Jurists have been disputing whether international law or municipal law should have primacy if a conflict arises between the two. Since dualists attach significance to the sovereignty of the State will, they give primacy to municipal law over international law. Because the State is independent, it should enjoy complete liberty and exercise full sovereignty. On the other hand, monists are divided on this issue. Some monists give primacy to international law while others to municipal law.
According to positivists, municipal law is logically a complete system. The rules of international law cannot impinge upon municipal law unless these rules are specifically adopted by, or incorporated into, municipal law. Put differently there is no automatic application of international rules at the national level.

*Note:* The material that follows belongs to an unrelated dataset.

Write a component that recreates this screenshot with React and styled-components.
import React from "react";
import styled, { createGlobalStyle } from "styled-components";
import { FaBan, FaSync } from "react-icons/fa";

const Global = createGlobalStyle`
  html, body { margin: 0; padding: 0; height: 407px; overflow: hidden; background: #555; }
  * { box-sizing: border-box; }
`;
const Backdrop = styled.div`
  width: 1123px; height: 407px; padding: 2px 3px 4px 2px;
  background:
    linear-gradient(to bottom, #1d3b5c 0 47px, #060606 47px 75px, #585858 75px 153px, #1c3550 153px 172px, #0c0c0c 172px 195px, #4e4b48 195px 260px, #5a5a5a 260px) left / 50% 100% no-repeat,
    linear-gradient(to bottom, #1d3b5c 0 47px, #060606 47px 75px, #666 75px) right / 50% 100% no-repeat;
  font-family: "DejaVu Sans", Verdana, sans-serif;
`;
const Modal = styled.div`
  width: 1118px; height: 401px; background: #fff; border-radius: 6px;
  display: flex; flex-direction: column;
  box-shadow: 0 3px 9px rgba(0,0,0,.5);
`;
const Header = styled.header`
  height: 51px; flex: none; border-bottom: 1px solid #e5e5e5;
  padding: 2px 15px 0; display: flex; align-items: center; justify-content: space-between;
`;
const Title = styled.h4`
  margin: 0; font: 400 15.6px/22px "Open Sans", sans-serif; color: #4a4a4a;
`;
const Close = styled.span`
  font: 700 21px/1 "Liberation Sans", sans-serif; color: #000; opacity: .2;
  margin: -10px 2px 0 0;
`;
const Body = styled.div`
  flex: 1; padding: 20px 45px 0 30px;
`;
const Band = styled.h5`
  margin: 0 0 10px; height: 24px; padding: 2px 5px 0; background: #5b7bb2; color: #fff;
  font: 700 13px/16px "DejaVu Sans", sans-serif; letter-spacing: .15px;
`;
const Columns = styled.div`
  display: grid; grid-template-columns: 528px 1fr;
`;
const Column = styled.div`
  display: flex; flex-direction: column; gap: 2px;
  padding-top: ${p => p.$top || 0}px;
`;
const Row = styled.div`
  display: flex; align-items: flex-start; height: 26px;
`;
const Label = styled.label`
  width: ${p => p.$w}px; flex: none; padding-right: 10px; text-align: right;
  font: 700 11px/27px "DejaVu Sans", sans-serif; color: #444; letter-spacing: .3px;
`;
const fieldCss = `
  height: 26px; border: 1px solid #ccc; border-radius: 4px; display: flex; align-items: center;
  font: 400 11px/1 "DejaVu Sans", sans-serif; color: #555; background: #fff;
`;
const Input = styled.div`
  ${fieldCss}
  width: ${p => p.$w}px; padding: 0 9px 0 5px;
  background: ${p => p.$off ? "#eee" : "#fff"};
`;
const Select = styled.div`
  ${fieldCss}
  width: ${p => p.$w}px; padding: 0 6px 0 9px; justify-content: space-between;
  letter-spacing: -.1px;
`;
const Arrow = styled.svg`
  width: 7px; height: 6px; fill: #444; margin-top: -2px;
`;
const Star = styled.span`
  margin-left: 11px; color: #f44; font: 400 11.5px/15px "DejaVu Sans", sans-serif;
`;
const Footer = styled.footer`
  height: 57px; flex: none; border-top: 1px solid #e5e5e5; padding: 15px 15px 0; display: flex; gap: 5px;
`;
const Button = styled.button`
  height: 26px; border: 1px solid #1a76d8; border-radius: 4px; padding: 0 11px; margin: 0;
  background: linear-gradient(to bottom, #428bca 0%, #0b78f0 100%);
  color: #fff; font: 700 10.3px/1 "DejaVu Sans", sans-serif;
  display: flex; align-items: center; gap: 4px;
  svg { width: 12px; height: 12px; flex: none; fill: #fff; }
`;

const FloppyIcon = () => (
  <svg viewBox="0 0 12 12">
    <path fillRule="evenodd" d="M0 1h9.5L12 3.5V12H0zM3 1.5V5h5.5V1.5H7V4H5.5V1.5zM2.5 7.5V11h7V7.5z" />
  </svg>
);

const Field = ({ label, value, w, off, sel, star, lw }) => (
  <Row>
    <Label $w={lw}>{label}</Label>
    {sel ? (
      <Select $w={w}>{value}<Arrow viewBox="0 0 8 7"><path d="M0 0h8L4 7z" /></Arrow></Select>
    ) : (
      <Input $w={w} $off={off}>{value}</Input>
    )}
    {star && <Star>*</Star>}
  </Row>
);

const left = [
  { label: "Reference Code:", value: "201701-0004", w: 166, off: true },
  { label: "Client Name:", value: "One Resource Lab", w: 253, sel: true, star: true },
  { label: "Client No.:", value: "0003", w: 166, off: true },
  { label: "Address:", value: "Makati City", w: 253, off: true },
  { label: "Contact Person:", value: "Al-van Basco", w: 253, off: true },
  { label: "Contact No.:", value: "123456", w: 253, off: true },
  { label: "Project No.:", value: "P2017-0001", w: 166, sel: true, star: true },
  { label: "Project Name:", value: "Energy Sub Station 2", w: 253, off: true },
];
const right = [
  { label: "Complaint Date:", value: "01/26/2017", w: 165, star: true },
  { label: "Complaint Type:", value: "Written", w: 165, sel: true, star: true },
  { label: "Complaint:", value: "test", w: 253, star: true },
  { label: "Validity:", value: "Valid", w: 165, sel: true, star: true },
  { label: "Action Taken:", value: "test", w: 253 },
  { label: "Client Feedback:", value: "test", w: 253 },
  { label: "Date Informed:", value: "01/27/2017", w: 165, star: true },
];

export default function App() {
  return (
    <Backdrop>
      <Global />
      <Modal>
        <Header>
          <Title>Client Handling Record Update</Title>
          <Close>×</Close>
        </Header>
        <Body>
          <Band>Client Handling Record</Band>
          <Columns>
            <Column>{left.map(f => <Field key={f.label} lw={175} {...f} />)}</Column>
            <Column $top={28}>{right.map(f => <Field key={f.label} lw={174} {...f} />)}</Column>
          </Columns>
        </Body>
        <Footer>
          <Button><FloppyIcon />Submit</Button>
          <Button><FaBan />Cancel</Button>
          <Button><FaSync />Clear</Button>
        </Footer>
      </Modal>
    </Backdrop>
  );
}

To make a rule effective at the national level, each State determines its own mechanism. The national legislature may ‘transform’ it into a rule of national law, which will be applied by the national courts as a rule of national or municipal law. It is argued that unless there is a ‘transformation’ of a treaty into municipal law (i.e. legislation for implementing the treaty provisions), it cannot be enforced in the municipal field. Positivists consider treaties as promises and municipal statutes as commands. To make treaties binding municipally, transforming them into national law is formally and substantively necessary.

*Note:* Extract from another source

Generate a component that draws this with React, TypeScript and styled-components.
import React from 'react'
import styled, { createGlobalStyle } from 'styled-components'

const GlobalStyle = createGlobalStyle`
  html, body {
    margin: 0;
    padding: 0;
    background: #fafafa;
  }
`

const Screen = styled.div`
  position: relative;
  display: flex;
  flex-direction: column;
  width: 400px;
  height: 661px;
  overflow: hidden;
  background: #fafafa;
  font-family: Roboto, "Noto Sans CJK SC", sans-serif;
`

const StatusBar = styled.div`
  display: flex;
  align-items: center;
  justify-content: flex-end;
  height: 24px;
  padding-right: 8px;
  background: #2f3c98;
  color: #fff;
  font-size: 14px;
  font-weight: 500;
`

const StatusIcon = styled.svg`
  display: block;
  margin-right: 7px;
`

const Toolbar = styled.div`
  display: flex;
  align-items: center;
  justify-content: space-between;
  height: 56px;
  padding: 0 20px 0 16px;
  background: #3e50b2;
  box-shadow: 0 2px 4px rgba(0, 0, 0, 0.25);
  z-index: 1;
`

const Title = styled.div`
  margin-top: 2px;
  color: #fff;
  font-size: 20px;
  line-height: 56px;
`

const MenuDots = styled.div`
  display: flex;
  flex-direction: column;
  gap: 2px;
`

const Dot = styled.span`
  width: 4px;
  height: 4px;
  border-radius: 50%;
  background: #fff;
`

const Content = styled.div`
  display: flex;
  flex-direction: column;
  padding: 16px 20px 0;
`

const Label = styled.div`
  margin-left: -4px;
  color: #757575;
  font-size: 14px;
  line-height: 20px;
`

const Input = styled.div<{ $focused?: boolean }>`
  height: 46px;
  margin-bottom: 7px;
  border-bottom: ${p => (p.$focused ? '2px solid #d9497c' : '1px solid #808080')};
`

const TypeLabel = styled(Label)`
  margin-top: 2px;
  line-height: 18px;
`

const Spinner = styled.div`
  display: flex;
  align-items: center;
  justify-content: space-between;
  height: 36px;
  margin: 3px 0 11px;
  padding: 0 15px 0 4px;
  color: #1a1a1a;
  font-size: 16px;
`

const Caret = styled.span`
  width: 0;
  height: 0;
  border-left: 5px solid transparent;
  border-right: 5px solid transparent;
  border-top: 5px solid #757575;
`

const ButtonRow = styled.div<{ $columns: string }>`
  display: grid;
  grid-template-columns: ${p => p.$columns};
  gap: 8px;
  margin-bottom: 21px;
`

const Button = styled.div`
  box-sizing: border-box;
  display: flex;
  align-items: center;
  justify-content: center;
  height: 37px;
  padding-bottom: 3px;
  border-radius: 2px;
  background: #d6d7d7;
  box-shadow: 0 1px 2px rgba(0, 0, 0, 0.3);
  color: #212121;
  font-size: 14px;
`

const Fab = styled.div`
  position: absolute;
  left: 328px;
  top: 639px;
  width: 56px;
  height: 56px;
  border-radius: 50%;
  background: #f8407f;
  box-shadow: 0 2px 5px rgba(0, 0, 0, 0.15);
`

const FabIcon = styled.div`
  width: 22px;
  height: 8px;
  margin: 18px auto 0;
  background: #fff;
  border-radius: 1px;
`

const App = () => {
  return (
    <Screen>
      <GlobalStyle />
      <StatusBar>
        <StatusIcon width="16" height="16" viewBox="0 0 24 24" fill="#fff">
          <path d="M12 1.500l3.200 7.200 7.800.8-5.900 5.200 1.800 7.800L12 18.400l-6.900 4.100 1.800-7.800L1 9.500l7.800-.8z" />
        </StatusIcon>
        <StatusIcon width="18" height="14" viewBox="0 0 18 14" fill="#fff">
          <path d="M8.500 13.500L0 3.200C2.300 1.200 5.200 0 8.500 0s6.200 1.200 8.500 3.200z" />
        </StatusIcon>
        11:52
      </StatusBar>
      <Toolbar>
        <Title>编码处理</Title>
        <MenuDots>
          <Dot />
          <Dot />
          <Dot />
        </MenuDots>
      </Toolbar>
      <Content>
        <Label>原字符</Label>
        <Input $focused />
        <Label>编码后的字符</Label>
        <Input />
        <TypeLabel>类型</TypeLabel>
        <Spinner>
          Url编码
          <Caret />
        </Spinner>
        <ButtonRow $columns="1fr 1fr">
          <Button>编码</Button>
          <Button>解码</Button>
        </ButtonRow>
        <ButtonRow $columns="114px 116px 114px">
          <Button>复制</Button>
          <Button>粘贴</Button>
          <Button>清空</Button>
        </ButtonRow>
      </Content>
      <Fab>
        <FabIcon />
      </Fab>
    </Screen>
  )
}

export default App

Nevertheless, monists criticize this approach on the grounds that it presumes the consensual character of international law, whereas municipal law is considered to have non-consensual nature. The distinction between treaties and statutes is merely of form and procedure, but the real objective of both treaties and statutes is the same, that is, to stipulate certain legal rules for certain situations. In this sense treaties are commands in the same way as statutes, and not every treaty needs transformation to become binding at the national level.
Monists, on the other hand, maintain that the application of rules of international law to the municipal sphere is a continuation of one single process that starts with the creation and acceptance of those rules by the State. The constitutional rules of international law delegate to each State the right to determine the procedure and means to make treaties effective at the municipal level. State enjoys complete sovereignty and widest liberty of action, and this process does not impinge upon the sovereignty of the State. The fact that national organs have this liberty indicates the relative weakness of international law, however, it does not invalidate the theory because the State will incur international responsibility where it allows or commits a violation of international rules. In fact, the entire monist-dualist controversy is academic because both international law and municipal law have their own sphere of activity. There is no indication that either theory is perfect to encompass all the aspects of doctrinal controversy surrounding the relationship between international law and municipal law or has had a significant impact on national laws. Except as a shorthand indication of the general approach of a particular State on the implementation of international rules, these theories do not throw much light on the relationship between international law and municipal law. Practice of international tribunals and municipal courts suggests that the two legal systems are rather complementary. In addition, it would not be correct to compartmentalize States into two groups as monists or dualists, since there are as many ways of giving effect to international law as there are national legal systems.